Multitension strings in high-resolution U(1)×U(1) simulations

Abstract

Topological defects are a fossil relic of early Universe phase transitions, with cosmic strings being the best motivated example. While in most cases one studies Nambu-Goto or Abelian-Higgs strings, one also expects that cosmologically realistic strings should have additional degrees of freedom in their worldsheets, one specific example being superstrings from Type IIB superstring theory.

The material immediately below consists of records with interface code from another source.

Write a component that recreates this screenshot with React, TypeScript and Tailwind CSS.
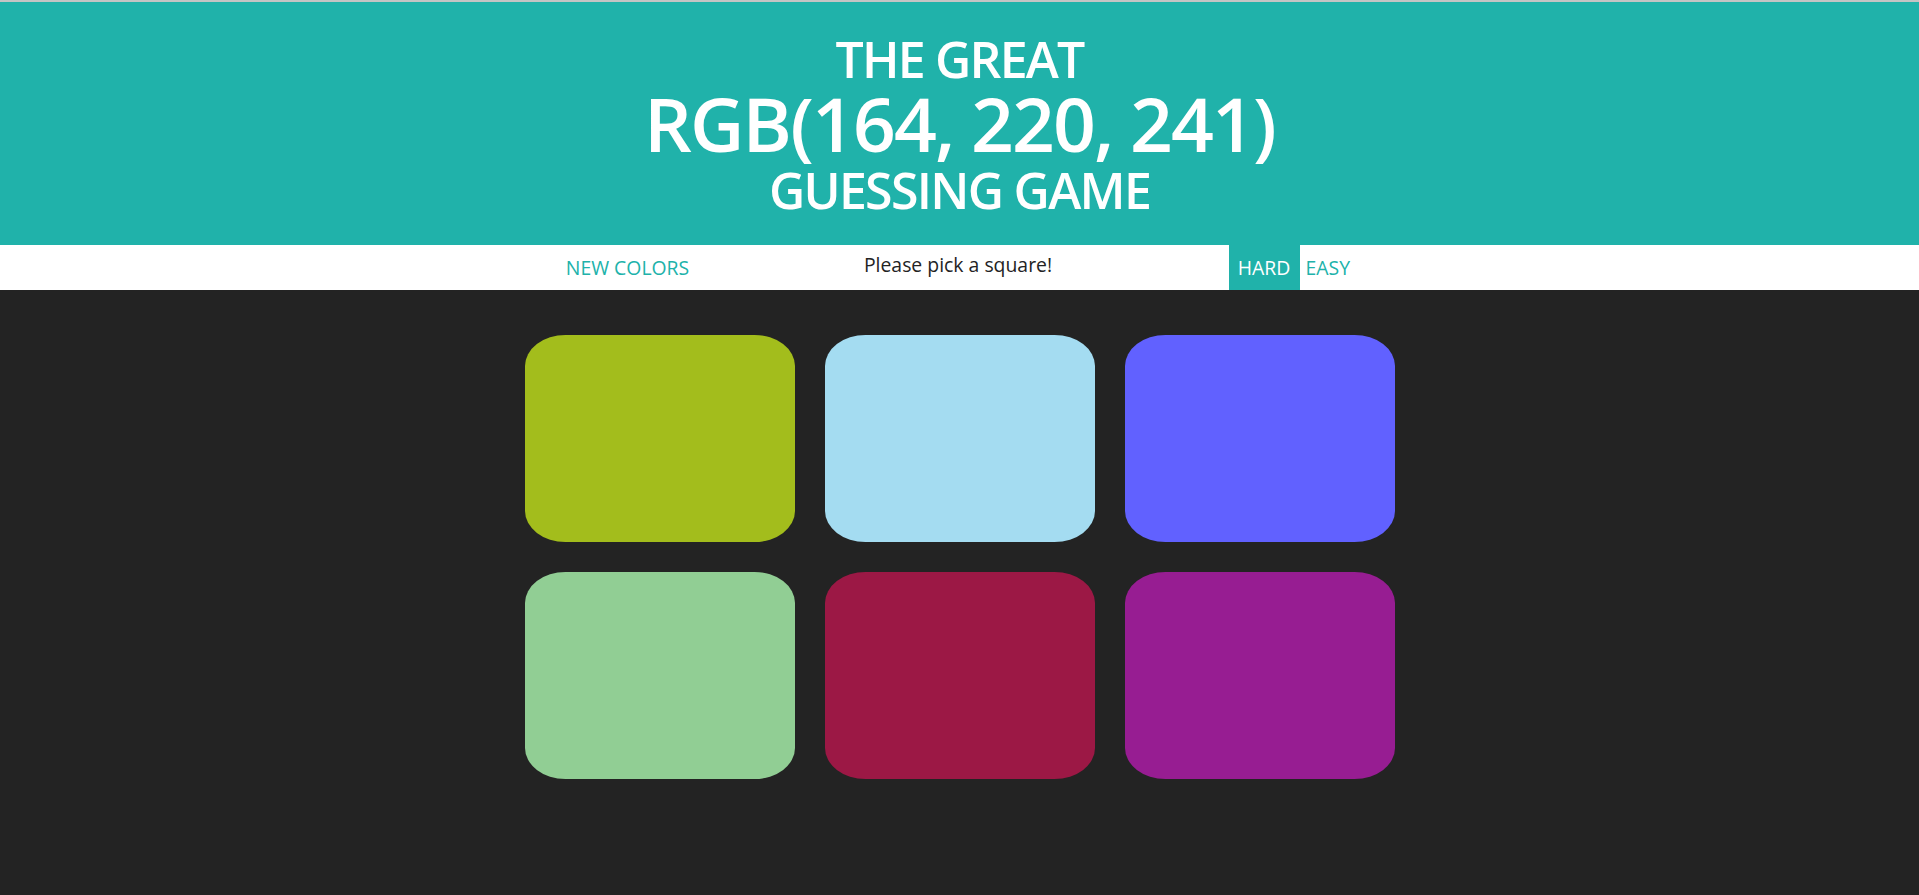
const squares = ['#a3bd1c', '#a4dcf1', '#6161ff', '#91ce94', '#9c1845', '#971d92'];

export default function App() {
  return (
    <div className="min-h-[895px] bg-[#232323] font-['Open_Sans',sans-serif]">
      <h1 className="border-t-2 border-[#c4c4c4] bg-[#20b2aa] pt-[31px] pb-[27px] text-center font-semibold uppercase text-white">
        <span className="block text-[50px] leading-[52px] tracking-[-1.8px]">The Great</span>
        <span className="block text-[75px] leading-[77px] tracking-[-1.9px]">RGB(164, 220, 241)</span>
        <span className="block text-[50px] leading-[56px] tracking-[-1.7px]">Guessing Game</span>
      </h1>

      <div className="h-[45px] bg-white">
        <div className="mx-auto flex h-full w-[870px] text-[19.4px]">
          <button className="ml-[33px] w-[140px] uppercase text-[#20b2aa]">New Colors</button>
          <span className="mr-[10px] w-[521px] pt-[5px] text-center text-[#232323]">Please pick a square!</span>
          <button className="w-[71px] bg-[#20b2aa] uppercase text-white">Hard</button>
          <button className="px-[6px] uppercase text-[#20b2aa]">Easy</button>
        </div>
      </div>

      <div className="mx-auto mt-[45px] grid w-[870px] grid-cols-3 gap-[30px]">
        {squares.map((c) => (
          <div key={c} className="h-[207px] rounded-[15%]" style={{ backgroundColor: c }} />
        ))}
      </div>
    </div>
  );
}
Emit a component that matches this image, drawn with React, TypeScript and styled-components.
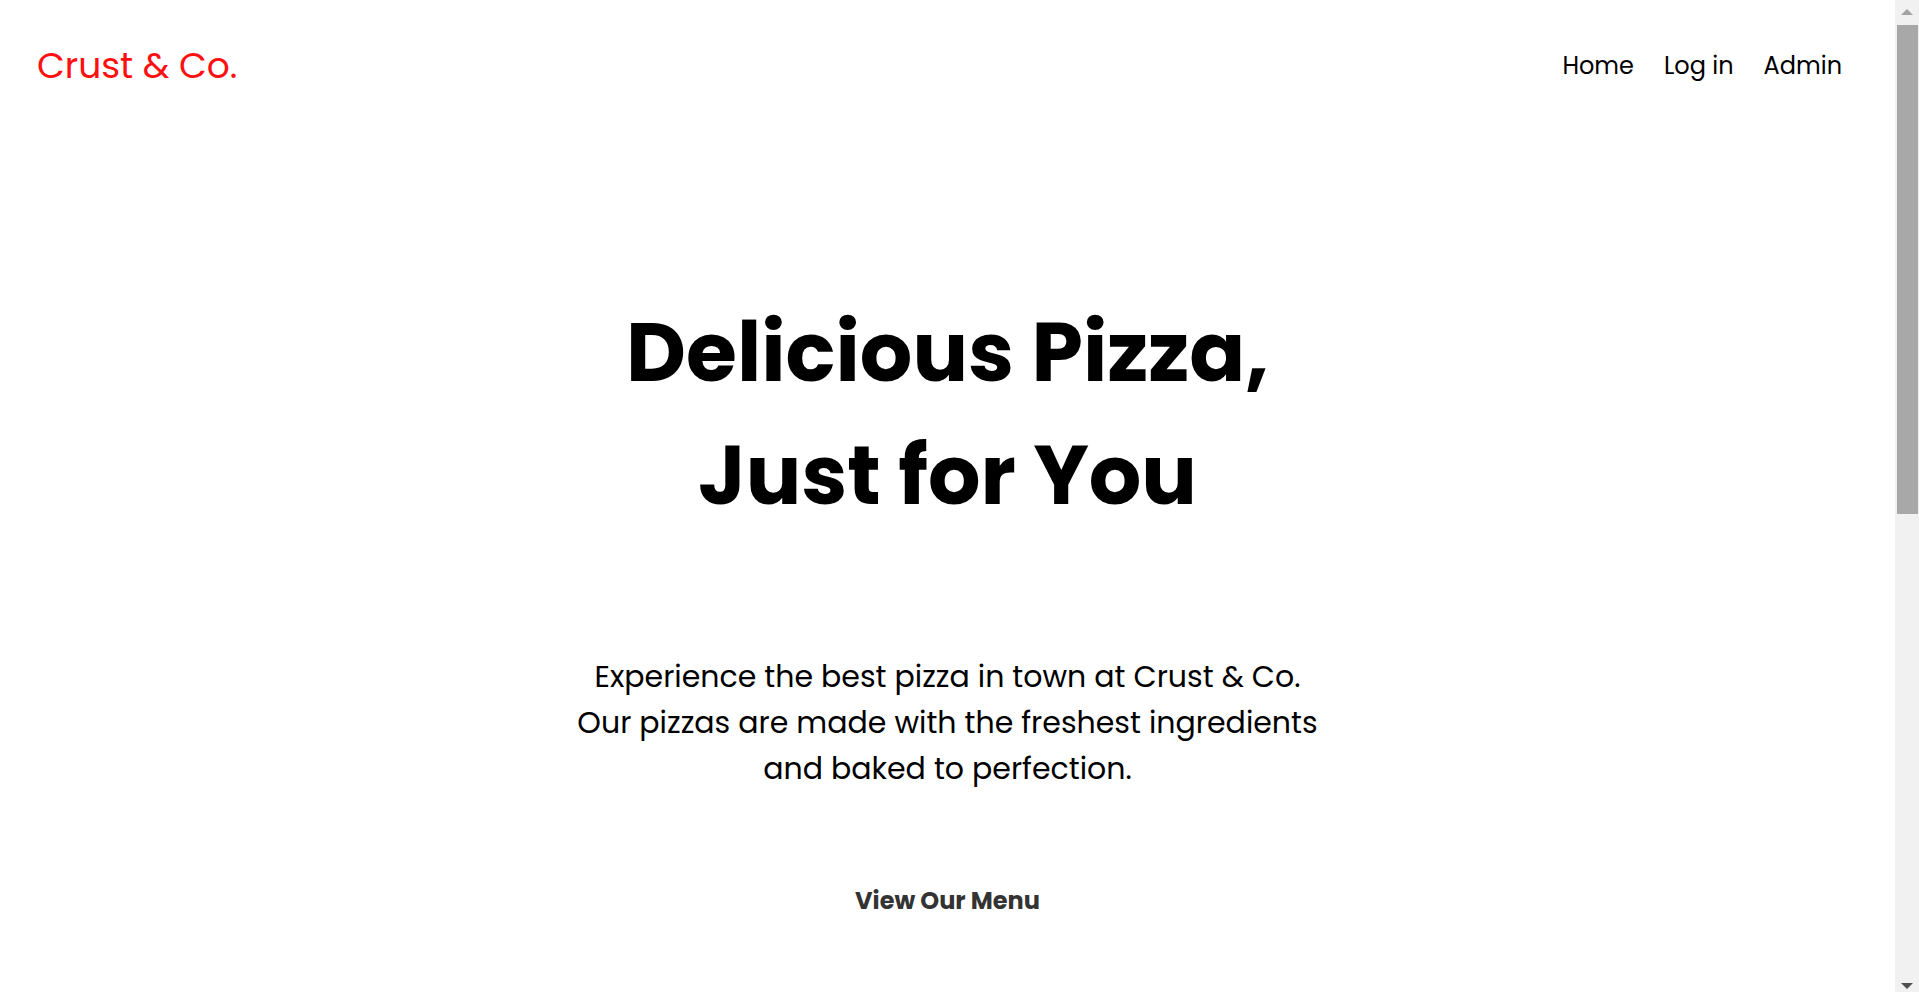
import React from "react";
import styled, { createGlobalStyle } from "styled-components";

const GlobalStyle = createGlobalStyle`
  html, body {
    margin: 0;
    padding: 0;
    background: #ffffff;
  }
  body {
    font-family: Poppins, Inter, "Noto Sans", sans-serif;
    color: #000000;
  }
  * { box-sizing: border-box; }
`;

const Page = styled.div`
  min-height: 1915px;
  margin-right: 24px;
  display: flex;
  flex-direction: column;
`;

const Header = styled.header`
  height: 131px;
  display: flex;
  align-items: center;
  justify-content: space-between;
  padding: 0 53px 0 37px;
`;

const Logo = styled.a`
  font-size: 36px;
  font-weight: 400;
  color: #ff1010;
  text-decoration: none;
`;

const Nav = styled.nav`
  display: flex;
  align-items: center;
  gap: 30px;
`;

const NavLink = styled.a`
  font-size: 24px;
  font-weight: 400;
  color: #000000;
  text-decoration: none;
`;

const Hero = styled.section`
  display: flex;
  flex-direction: column;
  align-items: center;
  text-align: center;
`;

const Title = styled.h1`
  margin: 160px 0 0;
  font-size: 82.5px;
  font-weight: 700;
  line-height: 123px;
`;

const Lead = styled.p`
  margin: 117px 0 0;
  font-size: 30px;
  font-weight: 400;
  line-height: 46px;
`;

const MenuButton = styled.button`
  margin-top: 83px;
  border: none;
  background: transparent;
  font-family: inherit;
  font-size: 24px;
  font-weight: 700;
  color: #333333;
  cursor: pointer;
  padding: 8px 16px;
`;

/* Browser scrollbar as seen in the screenshot (overlay on the right edge) */
const ScrollBar = styled.div`
  position: fixed;
  top: 0;
  right: 0;
  width: 24px;
  height: 100vh;
  background: #f1f1f1;
  display: flex;
  flex-direction: column;
`;

const ArrowBox = styled.div`
  height: 24px;
  flex: none;
  display: flex;
  align-items: center;
  justify-content: center;
`;

const Arrow = styled.div<{ $down?: boolean; $color: string }>`
  width: 0;
  height: 0;
  border-left: 6px solid transparent;
  border-right: 6px solid transparent;
  ${(p) =>
    p.$down
      ? `border-top: 6px solid ${p.$color}; margin-top: 12px;`
      : `border-bottom: 6px solid ${p.$color}; margin-bottom: 1px;`}
`;

const Track = styled.div`
  flex: 1;
  padding: 1px 1px 0 2px;
`;

const Thumb = styled.div`
  height: 489px;
  background: #a8a8a8;
`;

export default function App() {
  return (
    <>
      <GlobalStyle />
      <Page>
        <Header>
          <Logo href="#">Crust &amp; Co.</Logo>
          <Nav>
            <NavLink href="#">Home</NavLink>
            <NavLink href="#">Log in</NavLink>
            <NavLink href="#">Admin</NavLink>
          </Nav>
        </Header>
        <Hero>
          <Title>
            Delicious Pizza,
            <br />
            Just for You
          </Title>
          <Lead>
            Experience the best pizza in town at Crust &amp; Co.
            <br />
            Our pizzas are made with the freshest ingredients
            <br />
            and baked to perfection.
          </Lead>
          <MenuButton>View Our Menu</MenuButton>
        </Hero>
      </Page>
      <ScrollBar aria-hidden="true">
        <ArrowBox>
          <Arrow $color="#a3a3a3" />
        </ArrowBox>
        <Track>
          <Thumb />
        </Track>
        <ArrowBox>
          <Arrow $down $color="#505050" />
        </ArrowBox>
      </ScrollBar>
    </>
  );
}
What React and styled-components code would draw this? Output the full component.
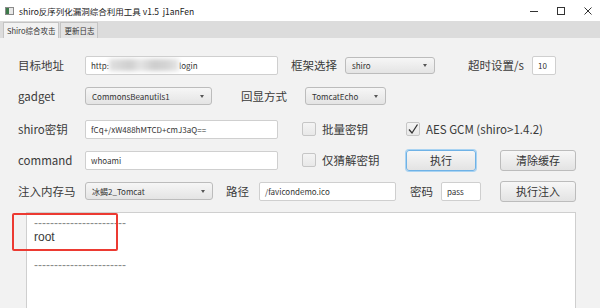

Here we continue the scientific exploitation of our recently developed multi-GPU field theory cosmic strings code to study the evolution of U(1)$\times$U(1) multitension networks, which are a numerically convenient proxy: these contain two lowest-tension strings networks able to interact and form bound states, providing a convenient first approximation to the behaviour expected from cosmic superstrings. (...) We rely on the largest field theory simulations of this model so far, specifically $4096^3$, $\Delta x = 0.5$ boxes. We present robust evidence of scaling for the lightest strings, measured through a complete and self-consistent set of correlation length and velocity diagnostics. We also find a linearly growing average length of the bound state segments, consistent with a scaling behaviour. (In previously reported lower-resolution simulations, such behaviour had only been identified with carefully engineered initial conditions, rich in those segments.) Finally, while we see no evidence of a large population of bound states forming at early stages of the network evolution, we do present tentative evidence for an asymptotic constant value of the fraction of bound states, with this value being different in the radiation and the matter eras. Our work demonstrates that our GPU-accelerated field theory code can by successfully extended beyond the simple Abelian-Higgs approximation, and enables future detailed studies of realistic string networks and of their observational signatures.